2026 SESSION RECAP: 2026 Advocacy Efforts Save the Industry $1.2 Billion

Posted By: Drew Hamrick Industry, Legal / Legislative,

The 2026 Legislative Session has now concluded. It has been a very successful session for rental housing providers (and indirectly for their residential customers). Our industry had successful outcomes on each of the bills on which we engaged. This included not only the enactment of statutory safeguards to protect RUBs utility billing, but also the defeat of a string of bills which would have made rental housing operations significantly more expensive and administratively burdensome.

 

There are a lot of factors that came together to achieve this success in advocacy. Many of our legislative victories came down to a single vote. Our “Slow Your Roll” public affairs campaign seemed to be a message that resonated. Three additional Republicans in the House changed the math a bit. However, we believe the single biggest factor is the growth and emboldening of the more pragmatic wing of the Democratic party who make up the Opportunity Caucus. The Association has aggressively pursued a strategy of supporting the more pragmatic members of the Democratic party for the last 3 years and the group has enjoyed increasing influence at the statehouse during this time.
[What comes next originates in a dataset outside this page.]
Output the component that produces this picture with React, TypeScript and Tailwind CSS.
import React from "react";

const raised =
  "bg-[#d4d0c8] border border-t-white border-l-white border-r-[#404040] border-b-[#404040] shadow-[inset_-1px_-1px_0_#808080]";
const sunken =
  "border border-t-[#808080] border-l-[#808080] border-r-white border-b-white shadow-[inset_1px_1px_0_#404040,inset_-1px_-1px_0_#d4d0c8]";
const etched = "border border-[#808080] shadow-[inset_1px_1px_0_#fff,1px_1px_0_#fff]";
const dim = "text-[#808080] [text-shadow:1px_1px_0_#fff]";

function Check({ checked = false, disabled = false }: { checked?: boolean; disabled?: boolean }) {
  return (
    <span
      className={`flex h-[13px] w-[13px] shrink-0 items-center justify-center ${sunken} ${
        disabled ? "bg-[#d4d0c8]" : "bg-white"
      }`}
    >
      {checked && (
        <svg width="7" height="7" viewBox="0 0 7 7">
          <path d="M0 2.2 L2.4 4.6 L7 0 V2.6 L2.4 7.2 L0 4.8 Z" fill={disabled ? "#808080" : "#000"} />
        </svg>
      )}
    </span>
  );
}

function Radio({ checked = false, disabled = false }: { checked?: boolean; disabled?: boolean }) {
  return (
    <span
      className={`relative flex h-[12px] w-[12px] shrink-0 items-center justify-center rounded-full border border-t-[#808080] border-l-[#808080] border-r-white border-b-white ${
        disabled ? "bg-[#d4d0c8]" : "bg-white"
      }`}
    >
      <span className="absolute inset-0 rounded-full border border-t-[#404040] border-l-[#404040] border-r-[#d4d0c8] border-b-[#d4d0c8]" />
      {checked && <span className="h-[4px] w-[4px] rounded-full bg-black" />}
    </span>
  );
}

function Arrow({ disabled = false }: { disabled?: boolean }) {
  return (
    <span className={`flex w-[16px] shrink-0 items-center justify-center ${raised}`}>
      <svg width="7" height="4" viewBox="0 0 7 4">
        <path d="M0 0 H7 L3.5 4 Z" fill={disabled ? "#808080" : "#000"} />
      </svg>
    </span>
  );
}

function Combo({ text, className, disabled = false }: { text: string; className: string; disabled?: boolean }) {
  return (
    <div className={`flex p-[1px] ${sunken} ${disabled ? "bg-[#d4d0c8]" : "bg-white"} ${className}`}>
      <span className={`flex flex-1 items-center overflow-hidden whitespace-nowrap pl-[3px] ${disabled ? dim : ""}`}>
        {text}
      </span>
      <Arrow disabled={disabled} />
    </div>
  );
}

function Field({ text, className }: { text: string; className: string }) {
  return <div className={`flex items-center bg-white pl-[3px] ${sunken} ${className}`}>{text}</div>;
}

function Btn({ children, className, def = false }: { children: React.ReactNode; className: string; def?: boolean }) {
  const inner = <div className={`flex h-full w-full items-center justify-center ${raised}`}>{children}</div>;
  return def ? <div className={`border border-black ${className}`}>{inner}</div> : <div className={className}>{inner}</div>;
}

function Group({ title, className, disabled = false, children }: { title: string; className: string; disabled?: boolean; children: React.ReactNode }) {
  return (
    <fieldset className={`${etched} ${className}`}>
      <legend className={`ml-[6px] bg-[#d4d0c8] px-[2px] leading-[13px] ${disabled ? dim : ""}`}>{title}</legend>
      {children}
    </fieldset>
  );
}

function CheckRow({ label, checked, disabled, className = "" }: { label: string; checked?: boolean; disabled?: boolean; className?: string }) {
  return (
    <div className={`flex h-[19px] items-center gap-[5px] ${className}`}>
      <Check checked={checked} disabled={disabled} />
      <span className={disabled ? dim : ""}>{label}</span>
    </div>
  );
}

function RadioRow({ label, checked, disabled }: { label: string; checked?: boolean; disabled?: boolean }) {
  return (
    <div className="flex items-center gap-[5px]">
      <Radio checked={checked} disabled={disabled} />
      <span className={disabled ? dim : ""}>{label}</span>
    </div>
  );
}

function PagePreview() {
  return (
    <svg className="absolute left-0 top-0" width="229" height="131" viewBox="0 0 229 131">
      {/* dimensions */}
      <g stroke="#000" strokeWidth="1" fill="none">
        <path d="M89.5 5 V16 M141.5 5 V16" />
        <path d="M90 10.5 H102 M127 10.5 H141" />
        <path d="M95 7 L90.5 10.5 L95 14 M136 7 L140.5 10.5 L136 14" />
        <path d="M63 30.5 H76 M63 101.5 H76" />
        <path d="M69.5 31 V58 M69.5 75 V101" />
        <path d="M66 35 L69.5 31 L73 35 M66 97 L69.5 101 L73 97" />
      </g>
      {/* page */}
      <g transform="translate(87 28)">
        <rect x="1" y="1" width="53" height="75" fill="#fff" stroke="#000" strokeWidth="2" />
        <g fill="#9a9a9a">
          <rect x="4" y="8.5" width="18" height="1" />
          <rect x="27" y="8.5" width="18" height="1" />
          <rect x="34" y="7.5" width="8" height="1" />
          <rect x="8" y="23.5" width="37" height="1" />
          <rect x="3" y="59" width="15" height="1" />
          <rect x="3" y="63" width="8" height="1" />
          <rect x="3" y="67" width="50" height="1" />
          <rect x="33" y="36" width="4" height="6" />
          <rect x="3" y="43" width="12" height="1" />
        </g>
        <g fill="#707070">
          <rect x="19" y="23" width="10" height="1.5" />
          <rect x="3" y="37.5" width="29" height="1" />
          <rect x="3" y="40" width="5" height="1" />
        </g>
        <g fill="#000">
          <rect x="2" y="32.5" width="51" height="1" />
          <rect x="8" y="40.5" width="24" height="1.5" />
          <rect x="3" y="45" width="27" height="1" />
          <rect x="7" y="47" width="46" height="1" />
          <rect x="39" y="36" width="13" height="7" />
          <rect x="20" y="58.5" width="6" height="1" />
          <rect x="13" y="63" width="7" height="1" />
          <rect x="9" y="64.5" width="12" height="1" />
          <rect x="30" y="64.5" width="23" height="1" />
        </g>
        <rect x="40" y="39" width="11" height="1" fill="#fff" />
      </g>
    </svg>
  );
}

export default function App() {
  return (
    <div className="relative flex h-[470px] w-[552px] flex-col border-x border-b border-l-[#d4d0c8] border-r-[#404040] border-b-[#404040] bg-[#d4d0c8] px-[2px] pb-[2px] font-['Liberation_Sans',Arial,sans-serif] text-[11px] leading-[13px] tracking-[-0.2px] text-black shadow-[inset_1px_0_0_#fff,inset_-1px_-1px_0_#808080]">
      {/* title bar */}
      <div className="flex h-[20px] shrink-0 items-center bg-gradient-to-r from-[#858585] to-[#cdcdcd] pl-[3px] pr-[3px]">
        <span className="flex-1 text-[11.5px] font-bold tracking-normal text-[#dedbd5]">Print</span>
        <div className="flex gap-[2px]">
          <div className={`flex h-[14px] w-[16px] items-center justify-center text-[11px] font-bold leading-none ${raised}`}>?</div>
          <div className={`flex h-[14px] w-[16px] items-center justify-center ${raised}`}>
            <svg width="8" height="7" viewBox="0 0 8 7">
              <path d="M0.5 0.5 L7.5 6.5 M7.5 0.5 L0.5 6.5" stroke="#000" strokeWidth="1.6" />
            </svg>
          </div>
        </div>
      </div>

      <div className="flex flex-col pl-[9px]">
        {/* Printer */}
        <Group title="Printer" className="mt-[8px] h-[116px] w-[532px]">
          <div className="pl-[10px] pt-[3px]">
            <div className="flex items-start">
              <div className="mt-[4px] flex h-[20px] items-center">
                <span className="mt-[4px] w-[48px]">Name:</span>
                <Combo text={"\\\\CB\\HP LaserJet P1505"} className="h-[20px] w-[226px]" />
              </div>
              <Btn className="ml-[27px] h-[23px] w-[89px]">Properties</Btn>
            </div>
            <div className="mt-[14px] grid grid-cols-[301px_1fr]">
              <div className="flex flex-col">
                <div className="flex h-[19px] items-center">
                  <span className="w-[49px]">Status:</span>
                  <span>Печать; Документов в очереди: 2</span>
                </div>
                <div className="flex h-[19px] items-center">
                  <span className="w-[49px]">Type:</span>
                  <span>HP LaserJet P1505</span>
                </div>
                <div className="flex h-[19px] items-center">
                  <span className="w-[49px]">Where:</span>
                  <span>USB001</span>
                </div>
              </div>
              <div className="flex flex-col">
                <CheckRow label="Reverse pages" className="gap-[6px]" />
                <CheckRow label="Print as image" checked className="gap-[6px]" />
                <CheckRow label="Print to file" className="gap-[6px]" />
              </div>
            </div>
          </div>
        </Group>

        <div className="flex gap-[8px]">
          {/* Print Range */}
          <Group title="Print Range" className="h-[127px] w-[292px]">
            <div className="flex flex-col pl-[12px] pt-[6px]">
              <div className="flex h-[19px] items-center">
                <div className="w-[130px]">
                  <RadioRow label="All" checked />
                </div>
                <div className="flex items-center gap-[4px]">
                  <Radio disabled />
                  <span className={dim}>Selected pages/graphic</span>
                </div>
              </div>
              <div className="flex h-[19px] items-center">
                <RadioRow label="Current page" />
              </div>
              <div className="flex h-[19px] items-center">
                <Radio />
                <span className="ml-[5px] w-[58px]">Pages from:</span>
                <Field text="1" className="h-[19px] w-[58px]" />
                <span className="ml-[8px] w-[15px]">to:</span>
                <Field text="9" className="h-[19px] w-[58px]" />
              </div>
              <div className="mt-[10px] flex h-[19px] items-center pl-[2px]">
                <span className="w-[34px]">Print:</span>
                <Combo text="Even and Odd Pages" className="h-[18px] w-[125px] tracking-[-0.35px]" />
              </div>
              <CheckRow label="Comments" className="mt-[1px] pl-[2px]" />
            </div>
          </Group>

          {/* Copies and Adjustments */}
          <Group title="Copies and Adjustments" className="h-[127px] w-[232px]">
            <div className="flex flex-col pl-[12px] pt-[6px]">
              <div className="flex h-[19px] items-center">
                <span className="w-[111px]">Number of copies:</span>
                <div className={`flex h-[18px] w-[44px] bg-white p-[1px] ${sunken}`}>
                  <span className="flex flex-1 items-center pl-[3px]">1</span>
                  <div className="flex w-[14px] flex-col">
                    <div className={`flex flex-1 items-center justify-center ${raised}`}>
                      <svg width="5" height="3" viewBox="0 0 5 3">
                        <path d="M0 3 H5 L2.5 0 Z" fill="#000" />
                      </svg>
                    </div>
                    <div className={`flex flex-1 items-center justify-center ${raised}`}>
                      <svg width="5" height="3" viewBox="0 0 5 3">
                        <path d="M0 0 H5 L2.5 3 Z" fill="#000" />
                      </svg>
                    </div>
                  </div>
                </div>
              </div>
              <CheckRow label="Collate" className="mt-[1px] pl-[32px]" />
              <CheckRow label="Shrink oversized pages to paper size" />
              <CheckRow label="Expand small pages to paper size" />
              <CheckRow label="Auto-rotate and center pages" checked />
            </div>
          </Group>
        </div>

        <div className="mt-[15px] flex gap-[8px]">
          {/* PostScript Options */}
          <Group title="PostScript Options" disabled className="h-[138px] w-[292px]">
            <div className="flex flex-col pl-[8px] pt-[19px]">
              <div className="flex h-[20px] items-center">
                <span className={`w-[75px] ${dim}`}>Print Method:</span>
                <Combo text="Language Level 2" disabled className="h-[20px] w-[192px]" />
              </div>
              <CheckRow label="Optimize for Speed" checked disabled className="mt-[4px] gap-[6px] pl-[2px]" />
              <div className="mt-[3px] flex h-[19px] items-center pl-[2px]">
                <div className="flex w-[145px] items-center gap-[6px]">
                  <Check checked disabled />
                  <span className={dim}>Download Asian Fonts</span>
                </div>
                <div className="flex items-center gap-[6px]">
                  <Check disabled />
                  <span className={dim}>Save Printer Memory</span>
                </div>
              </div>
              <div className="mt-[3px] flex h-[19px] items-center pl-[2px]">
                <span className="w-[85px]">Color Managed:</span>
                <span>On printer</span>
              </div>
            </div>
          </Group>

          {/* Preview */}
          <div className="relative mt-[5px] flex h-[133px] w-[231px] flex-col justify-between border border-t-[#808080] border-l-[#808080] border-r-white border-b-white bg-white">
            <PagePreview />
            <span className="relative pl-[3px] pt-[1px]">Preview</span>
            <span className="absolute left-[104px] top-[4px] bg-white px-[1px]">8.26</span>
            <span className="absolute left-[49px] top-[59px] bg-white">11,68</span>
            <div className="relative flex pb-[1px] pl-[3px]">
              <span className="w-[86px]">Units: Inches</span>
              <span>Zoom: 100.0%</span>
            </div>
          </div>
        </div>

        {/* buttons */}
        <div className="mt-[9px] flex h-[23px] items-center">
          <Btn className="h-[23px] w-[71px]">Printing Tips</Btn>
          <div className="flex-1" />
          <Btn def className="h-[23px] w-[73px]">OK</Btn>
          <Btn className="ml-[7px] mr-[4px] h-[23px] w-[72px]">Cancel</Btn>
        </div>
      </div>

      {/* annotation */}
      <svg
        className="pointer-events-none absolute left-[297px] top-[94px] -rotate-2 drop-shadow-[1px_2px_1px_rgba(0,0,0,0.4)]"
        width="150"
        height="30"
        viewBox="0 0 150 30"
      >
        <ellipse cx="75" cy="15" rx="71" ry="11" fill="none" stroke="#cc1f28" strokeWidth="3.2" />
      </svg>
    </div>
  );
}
It remains to be seen whether that trend can continue through this year’s primary and general elections and selection of house and Senate leadership in 2027.

  

 

Highlights from the 2026 Legislative Session

 

HB26-1106
EVICTION PROTECTIONS DEFEATED

The bill would have provided near endless possibilities for delay for defendants misusing the court system, but the portion of the bill placing numeric limitations on eviction filings per day and the expansion of the stay of execution on writs of restitution would have delayed all of Colorado’s nearly 60,000 evictions filed each year by approximately 35 days. With rent averaging $1,800.00 per month, avoiding those delays saved the industry approximately $126,000,000 annually.

 

HB26-1036
VACANCY TAX DEFEATED

No one can say how many local governments would have taken advantage of the bill’s authorization to impose a tax on vacant residential units or what those taxation rates may have looked like. However, with a 12.5% current vacancy rate and with total property tax revenues of $15 Billion, any projection of this potential new tax would be astronomical.

 

HB26-1047
TENANT PROTECTIONS DEFEATED

Estimating how problematic the suppression of all eviction records would have been on quality leasing decisions is imprecise, but even if that loss of important information only impacted the default/eviction rate by 10%, the likely impact of this mandate would have resulted in additional bad debt loses of $60,000,000 annually. The requirement to attach copies of the lease and ledger to each rent demand would have resulted in roughly 20,000,000 additional copies annually at a cost to the industry of $7,000,000, making the total annual savings to the industry of killing this bill approximately $67,000,000.

 

HB26-1284
RUBS BILL DEFEATED

By mandating that a minimum of 10% of all utilities be presumed to be for common area usage and not billed to tenants, this bill more than doubled industry averages on prohibited utility billings. The likely impact of this proposed increased utility prohibition is $750,000,000 annually.

 

SB26-062
RODENTICIDE DEFEATED

By requiring most widely used rodent poisons to be professionally applied by a licensed exterminator, the impact of turning all $15.00 dollar self-exterminations into $300.00
exterminator calls would have been very expensive. Utilizing the US Census compilation that 19% of Colorado residences experience rodent sightings each year, avoiding this additional
expense likely saved the industry’s’ 500,000 units approximately $27,075,000 annually.

 

HB26-1130
BABY CHANGING STATIONS DEFEATED

While most of our industry’s restrooms are private and would not have required the installation of changing stations, we estimate that our members’ portfolios include 8,000 public restrooms. With an $1,200 anticipated installation cost, avoiding this requirement likely saved our industry $9,600,000.

 

HB26-1196
TENANT DATA AMENDED

How many of our residential customers would have demanded that their housing provider pay the approximate $10 month subscription cost for reporting their rent payments to the credit report agencies mandated by this bill is uncertain. If 25% of customers did, the cost to the industry would be $15,000,000 annually.

 

HB26-1013
RUBS SAFE HARBOR PASSED

While no one knows how many of our members were persuaded not to bill residents for their utilities utilizing RUBs systems, our obtaining the AG Memorandum and this bill documenting that RUBs billing is permissible impacted hundreds of millions of dollars of utilities annually.